This 1968 short (37 minutes) by Frederico Fellini is part of an anthology called HISTOIRE EXTRAORDINAIRES, SPIRITS OF THE DEAD, TRE PASSI NEL DELIRIO, or TALES OF MYSTERY AND IMAGINATION depending on your geographic location, and is loosely based on stories by Edgar Allen Poe. Terrence stamp plays a dissolute Shakespearean actor summoned to Rome to star in a "catholic western", and is quickly swept up in the frenzied glare of papparazzi, publicity, and the usual Felliniesque grotesquerie. Stamp's discomfort is made tangible in the form of a little girl with a ball (see Mario Bava's OPERAZIONE PAURA aka KILL BABY KILL from 1966 for a nearly identical girl, although here she is filmed and edited in such a way as to question her ghostly presence right up until the film's end). A Roman interviewer asks:
Do you believe in God?
No.
And in the Devil?
Yes.
Can you tell us what he looks like?
To me she looks like a little girl.
As Stamp recklessly drives his newly acquired Ferrari out of the city and in to the Roman suburbs (probably Cinecitta) in an effort to escape both the spotlight and his demons, the girl's presence intensifies until the title of Poe' story becomes painfully apparent, "Never Bet the Devil Your Head". The final scene is wonderfully creepy. After being tormented by his own disintegration and taunted by the girl, Stamp attempts to drive his car over a ravine (the bridge was down, ponte rotto), and soundlessly disappears.

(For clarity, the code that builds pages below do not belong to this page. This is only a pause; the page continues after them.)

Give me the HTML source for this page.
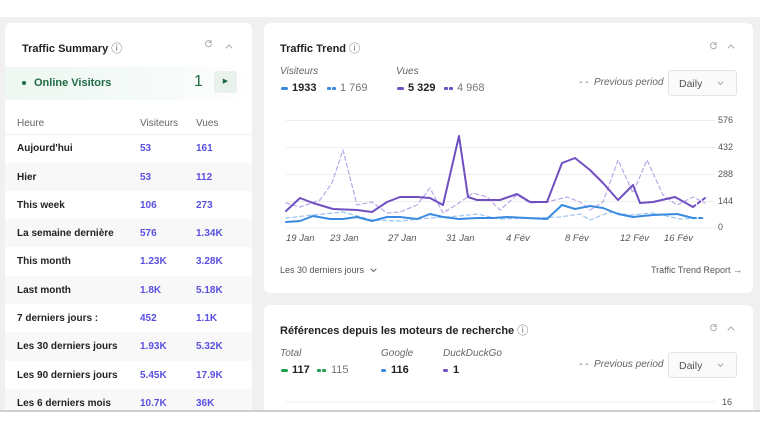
<!DOCTYPE html>
<html><head><meta charset="utf-8"><style>
*{box-sizing:border-box;margin:0;padding:0}
body{width:760px;height:427px;overflow:hidden;background:#fff;font-family:"Liberation Sans",sans-serif;position:relative}
.bg{position:absolute;left:0;top:17px;width:760px;height:393px;background:#f0f0f0;overflow:hidden}
.bl{position:absolute;left:0;top:410px;width:760px;height:2px;background:#cfcfcf}
.card{position:absolute;background:#fff;border-radius:6px}
.t{position:absolute;white-space:nowrap}
.h{font-size:11px;font-weight:bold;color:#222}
.row{position:absolute;left:0;width:247px;height:28.3px;font-size:10px;font-weight:bold;color:#222}
.row.g{background:#f8f8f8}
.row span{position:absolute;top:9px}
.row .v{color:#5a50e0;left:135px}
.row .w{color:#5a50e0;left:191px}
.row .l{left:12px}
.it{font-style:italic;color:#666;font-size:10px}
.dd{position:absolute;width:69px;height:26px;border:1px solid #e4e4e4;border-radius:3px;background:#fafafa;font-size:10.5px;color:#555;padding:7px 0 0 10px}
.ax{position:absolute;font-size:9px;color:#555}
.xl{position:absolute;font-size:9.5px;font-style:italic;color:#555;top:233px}
.dm{position:absolute;height:3px;width:4px;border-radius:1px}
svg{z-index:2}
</style></head><body>
<div class="bg">
 <div class="card" style="left:5px;top:6px;width:247px;height:420px;overflow:hidden">
  <div class="t h" style="left:17px;top:17px">Traffic Summary <span style="font-weight:normal;color:#666">ⓘ</span></div>
  <div style="position:absolute;left:0;top:44px;width:247px;height:33px;background:linear-gradient(90deg,#eef7f2,#f7fbf9 70%,#fff)"></div>
  <div style="position:absolute;left:17px;top:58px;width:4px;height:4px;border-radius:50%;background:#1e6b45"></div>
  <div class="t" style="left:29px;top:54px;font-size:11px;color:#1e6b45;font-weight:bold">Online Visitors</div>
  <div class="t" style="left:189px;top:50px;font-size:16px;color:#1e6b45">1</div>
  <div style="position:absolute;left:209px;top:48px;width:23px;height:22px;border-radius:3px;background:#e8f1ec;color:#1e6b45;font-size:7px;text-align:center;padding-top:6px">▶</div>
  <div class="row" style="top:84px;color:#666;font-weight:normal;border-bottom:1px solid #f0f0f0"><span class="l" style="top:11px">Heure</span><span style="left:135px;top:11px">Visiteurs</span><span style="left:191px;top:11px">Vues</span></div>
  <div class="row" style="top:111px"><span class="l">Aujourd'hui</span><span class="v">53</span><span class="w">161</span></div>
  <div class="row g" style="top:139.5px"><span class="l">Hier</span><span class="v">53</span><span class="w">112</span></div>
  <div class="row" style="top:167.8px"><span class="l">This week</span><span class="v">106</span><span class="w">273</span></div>
  <div class="row g" style="top:196px"><span class="l">La semaine dernière</span><span class="v">576</span><span class="w">1.34K</span></div>
  <div class="row" style="top:224.4px"><span class="l">This month</span><span class="v">1.23K</span><span class="w">3.28K</span></div>
  <div class="row g" style="top:252.7px"><span class="l">Last month</span><span class="v">1.8K</span><span class="w">5.18K</span></div>
  <div class="row" style="top:281px"><span class="l">7 derniers jours :</span><span class="v">452</span><span class="w">1.1K</span></div>
  <div class="row g" style="top:309.3px"><span class="l">Les 30 derniers jours</span><span class="v">1.93K</span><span class="w">5.32K</span></div>
  <div class="row" style="top:337.6px"><span class="l">Les 90 derniers jours</span><span class="v">5.45K</span><span class="w">17.9K</span></div>
  <div class="row g" style="top:366px"><span class="l">Les 6 derniers mois</span><span class="v">10.7K</span><span class="w">36K</span></div>
 </div>
 <div class="card" style="left:264px;top:6px;width:489px;height:270px"></div>
 <div class="card" style="left:264px;top:288px;width:489px;height:130px"></div>
</div>
<div class="t h" style="left:280px;top:40px">Traffic Trend <span style="font-weight:normal;color:#666">ⓘ</span></div>
<div class="t it" style="left:280px;top:66px">Visiteurs</div>
<div class="t it" style="left:396px;top:66px">Vues</div>
<div style="position:absolute;left:281px;top:87px;width:7px;height:3px;border-radius:2px;background:#3a8be0"></div>
<div class="t" style="left:292px;top:82px;font-size:11px;font-weight:bold;color:#222">1933</div>
<div class="dm" style="left:327px;top:87px;background:#3a8be0"></div><div class="dm" style="left:332px;top:87px;background:#3a8be0"></div>
<div class="t" style="left:340px;top:82px;font-size:11px;color:#777">1 769</div>
<div style="position:absolute;left:397px;top:87px;width:7px;height:3px;border-radius:2px;background:#7050c0"></div>
<div class="t" style="left:408px;top:82px;font-size:11px;font-weight:bold;color:#222">5 329</div>
<div class="dm" style="left:444px;top:87px;background:#7050c0"></div><div class="dm" style="left:449px;top:87px;background:#7050c0"></div>
<div class="t" style="left:457px;top:82px;font-size:11px;color:#777">4 968</div>
<div class="t it" style="left:579px;top:77px">- - &nbsp;Previous period</div>
<div class="dd" style="left:668px;top:70px">Daily</div>
<div class="t" style="left:280px;top:265px;font-size:9px;color:#555">Les 30 derniers jours</div>
<div class="t" style="left:651px;top:265px;font-size:9px;color:#555">Traffic Trend Report →</div>
<div class="t h" style="left:280px;top:322px">Références depuis les moteurs de recherche <span style="font-weight:normal;color:#666">ⓘ</span></div>
<div class="t it" style="left:280px;top:348px">Total</div>
<div class="t it" style="left:381px;top:348px">Google</div>
<div class="t it" style="left:443px;top:348px">DuckDuckGo</div>
<div style="position:absolute;left:281px;top:369px;width:7px;height:3px;border-radius:2px;background:#20a050"></div>
<div class="t" style="left:292px;top:364px;font-size:11px;font-weight:bold;color:#222">117</div>
<div class="dm" style="left:317px;top:369px;background:#20a050"></div><div class="dm" style="left:322px;top:369px;background:#20a050"></div>
<div class="t" style="left:331px;top:364px;font-size:11px;color:#777">115</div>
<div style="position:absolute;left:381px;top:369px;width:5px;height:3px;border-radius:2px;background:#3a8be0"></div>
<div class="t" style="left:391px;top:364px;font-size:11px;font-weight:bold;color:#222">116</div>
<div style="position:absolute;left:443px;top:369px;width:5px;height:3px;border-radius:2px;background:#7050c0"></div>
<div class="t" style="left:453px;top:364px;font-size:11px;font-weight:bold;color:#222">1</div>
<div class="t it" style="left:579px;top:359px">- - &nbsp;Previous period</div>
<div class="dd" style="left:668px;top:352px">Daily</div>
<svg style="position:absolute;left:0;top:0" width="760" height="427">
<g fill="none" stroke="#aaa" stroke-width="1" stroke-linecap="round">
<path d="M211.5 44 a3 3 0 1 1 -0.5 -2 M211 40.5 v2 h-2"/><path d="M226 48 l3 -3 l3 3"/>
<path d="M716.5 46 a3 3 0 1 1 -0.5 -2 M716 42.5 v2 h-2"/><path d="M728 48 l3 -3 l3 3"/>
<path d="M716.5 328 a3 3 0 1 1 -0.5 -2 M716 324.5 v2 h-2"/><path d="M728 330 l3 -3 l3 3"/>
<path d="M718 82 l2.5 2.5 l2.5 -2.5"/><path d="M718 364 l2.5 2.5 l2.5 -2.5"/>
<path d="M371 269 l2.5 2.5 l2.5 -2.5" stroke="#666"/>
</g>
<g stroke="#eee" stroke-width="1"><line x1="286" y1="120.5" x2="715" y2="120.5"/><line x1="286" y1="147.5" x2="715" y2="147.5"/><line x1="286" y1="174.5" x2="715" y2="174.5"/><line x1="286" y1="201.5" x2="715" y2="201.5"/><line x1="286" y1="228" x2="715" y2="228"/><line x1="286" y1="402" x2="715" y2="402"/></g>
<g fill="none" stroke-linejoin="round" stroke-linecap="round">
<polyline stroke="#b8a8e8" stroke-width="1.2" stroke-dasharray="4 3" points="286,203 300,207 320,200 332,183 343,150 357,205 372,202 387,213 400,212 417,205 430,188 443,213 459,203 473,193 487,197 500,210 517,195 530,203 547,202 567,197 580,202 590,210 603,202 618,160 633,193 647,160 663,195 677,205 693,197 705,203"/>
<polyline stroke="#9cc6f0" stroke-width="1.2" stroke-dasharray="4 3" points="286,218 313,215 343,212 372,220 400,221 430,218 459,216 477,214 500,219 530,218 560,217 580,214 590,220 610,212 630,215 653,213 680,219 705,218"/>
<polyline stroke="#7050c0" stroke-width="2" points="286,211 300,198 313,203 333,209 357,210 372,212 387,202 400,197 417,197 430,198 443,205 459,136 468,197 477,200 500,200 517,194 530,202 547,202 562,163 575,158 590,170 603,183 618,200 633,185 640,203 653,202 675,197 693,207"/>
<polyline stroke="#7050c0" stroke-width="2" stroke-dasharray="3 3" points="693,207 705,198"/>
<polyline stroke="#3a8be0" stroke-width="2" points="286,222 300,221 313,216 330,219 343,219 357,217 372,221 387,217 400,217 417,219 430,214 443,217 459,219 477,218 493,218 507,217 527,218 547,219 562,205 575,209 590,206 603,208 618,214 633,217 653,215 677,214 693,218"/>
<polyline stroke="#3a8be0" stroke-width="2" stroke-dasharray="3 3" points="693,218 705,218"/>
</g></svg>
<div class="ax" style="left:718px;top:115px">576</div>
<div class="ax" style="left:718px;top:142px">432</div>
<div class="ax" style="left:718px;top:169px">288</div>
<div class="ax" style="left:718px;top:196px">144</div>
<div class="ax" style="left:718px;top:222px">0</div>
<div class="xl" style="left:286px">19 Jan</div><div class="xl" style="left:330px">23 Jan</div><div class="xl" style="left:388px">27 Jan</div><div class="xl" style="left:446px">31 Jan</div><div class="xl" style="left:506px">4 Fév</div><div class="xl" style="left:565px">8 Fév</div><div class="xl" style="left:620px">12 Fév</div><div class="xl" style="left:664px">16 Fév</div>
<div class="ax" style="left:722px;top:397px">16</div>
<div class="bl"></div>
</body></html>
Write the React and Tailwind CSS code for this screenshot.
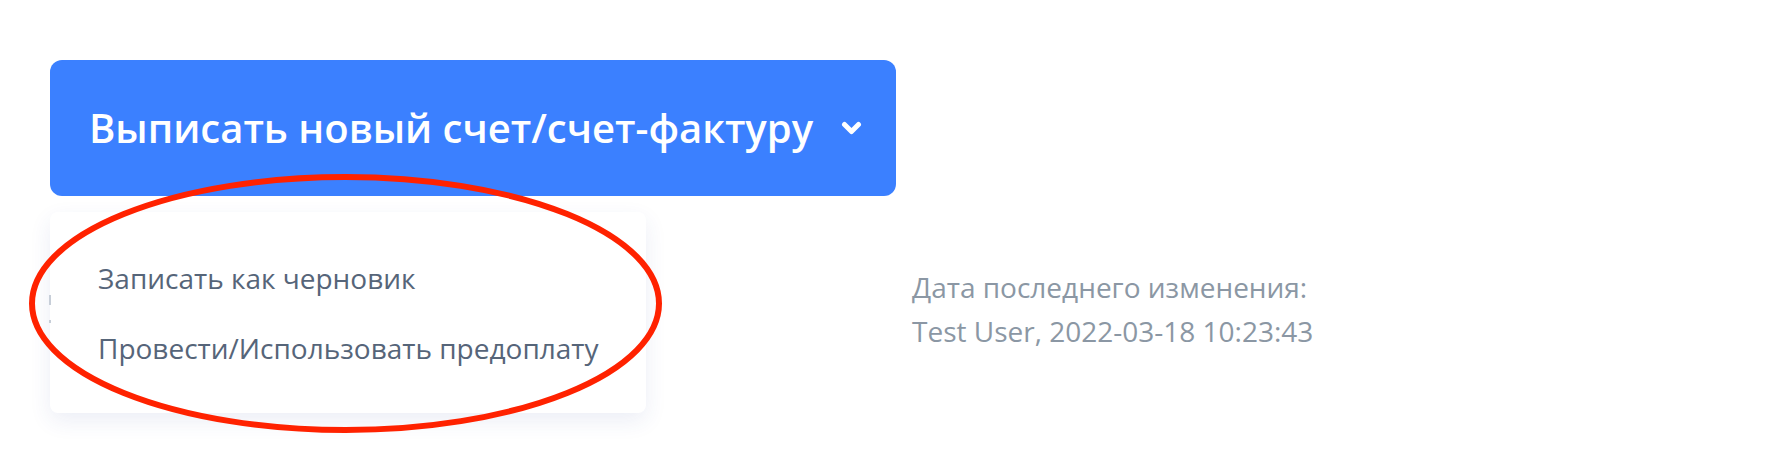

As the camera zooms in on the abyss, the creaking sound of a slowly jittering wire is heard, and blood is seen dripping from it. This scene is only interrupted by the girl, filmed as if seen from the corner of one's eye, quickly retrieving what appears to be a head. It is this fall into the abyss that harkens back to Fellini's slippery Catholicism, as well as our own exhausted and generally resigned beliefs. A condensed classic for sure!